Given request: Check each line of the listing for the string "styled", then state how many lines have it. Only the number is wanted.

Information shown:
====

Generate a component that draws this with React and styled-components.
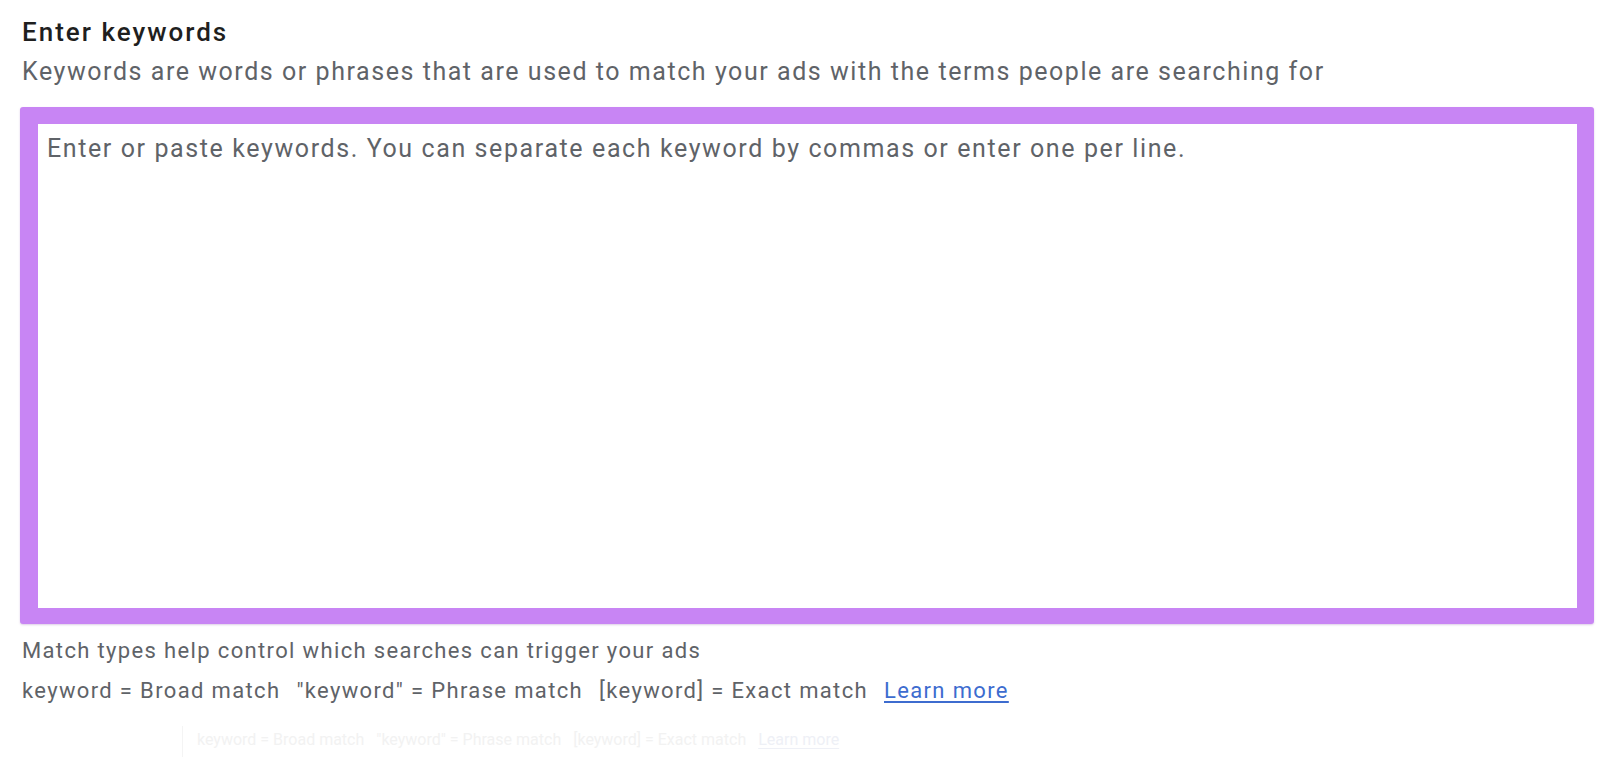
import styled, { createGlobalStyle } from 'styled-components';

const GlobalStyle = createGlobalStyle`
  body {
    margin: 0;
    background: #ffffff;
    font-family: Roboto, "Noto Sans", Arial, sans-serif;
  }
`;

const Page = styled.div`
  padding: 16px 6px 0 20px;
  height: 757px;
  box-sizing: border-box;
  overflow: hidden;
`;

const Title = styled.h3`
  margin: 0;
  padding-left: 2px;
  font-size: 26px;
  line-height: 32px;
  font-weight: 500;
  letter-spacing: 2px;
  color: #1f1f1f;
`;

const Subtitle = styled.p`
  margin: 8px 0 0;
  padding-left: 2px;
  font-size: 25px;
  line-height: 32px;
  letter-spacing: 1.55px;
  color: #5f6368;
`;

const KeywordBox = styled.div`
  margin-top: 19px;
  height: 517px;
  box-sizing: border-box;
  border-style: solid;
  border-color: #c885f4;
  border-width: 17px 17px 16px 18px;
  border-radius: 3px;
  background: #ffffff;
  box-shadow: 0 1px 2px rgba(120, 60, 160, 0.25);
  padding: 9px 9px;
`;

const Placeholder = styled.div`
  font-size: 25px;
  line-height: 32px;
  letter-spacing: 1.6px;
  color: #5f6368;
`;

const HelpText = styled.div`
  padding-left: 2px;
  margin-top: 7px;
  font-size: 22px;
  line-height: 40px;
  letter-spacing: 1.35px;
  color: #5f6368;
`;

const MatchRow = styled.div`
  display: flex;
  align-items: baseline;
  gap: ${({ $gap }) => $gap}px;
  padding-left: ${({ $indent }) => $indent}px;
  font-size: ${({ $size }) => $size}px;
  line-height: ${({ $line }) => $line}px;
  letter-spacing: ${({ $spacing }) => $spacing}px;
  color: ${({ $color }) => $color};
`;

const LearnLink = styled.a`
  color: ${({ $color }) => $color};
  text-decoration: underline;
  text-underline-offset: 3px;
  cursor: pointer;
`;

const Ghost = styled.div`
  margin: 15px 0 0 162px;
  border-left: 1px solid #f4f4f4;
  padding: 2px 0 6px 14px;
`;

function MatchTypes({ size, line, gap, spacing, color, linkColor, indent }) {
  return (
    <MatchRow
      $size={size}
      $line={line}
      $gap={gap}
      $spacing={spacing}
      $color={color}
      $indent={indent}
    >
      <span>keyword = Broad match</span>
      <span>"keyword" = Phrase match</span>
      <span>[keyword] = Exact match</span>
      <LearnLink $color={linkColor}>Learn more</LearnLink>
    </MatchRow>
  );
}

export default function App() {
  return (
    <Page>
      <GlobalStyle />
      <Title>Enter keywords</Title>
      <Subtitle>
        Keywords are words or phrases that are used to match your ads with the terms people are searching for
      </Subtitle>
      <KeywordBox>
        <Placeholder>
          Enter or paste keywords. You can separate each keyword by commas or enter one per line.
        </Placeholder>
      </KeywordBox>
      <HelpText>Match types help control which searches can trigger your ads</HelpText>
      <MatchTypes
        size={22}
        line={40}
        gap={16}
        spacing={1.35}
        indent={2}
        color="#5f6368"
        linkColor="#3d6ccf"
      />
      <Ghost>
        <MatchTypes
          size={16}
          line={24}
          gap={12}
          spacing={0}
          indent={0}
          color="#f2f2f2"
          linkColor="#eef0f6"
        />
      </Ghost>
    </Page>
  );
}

====

Answer to the task: 11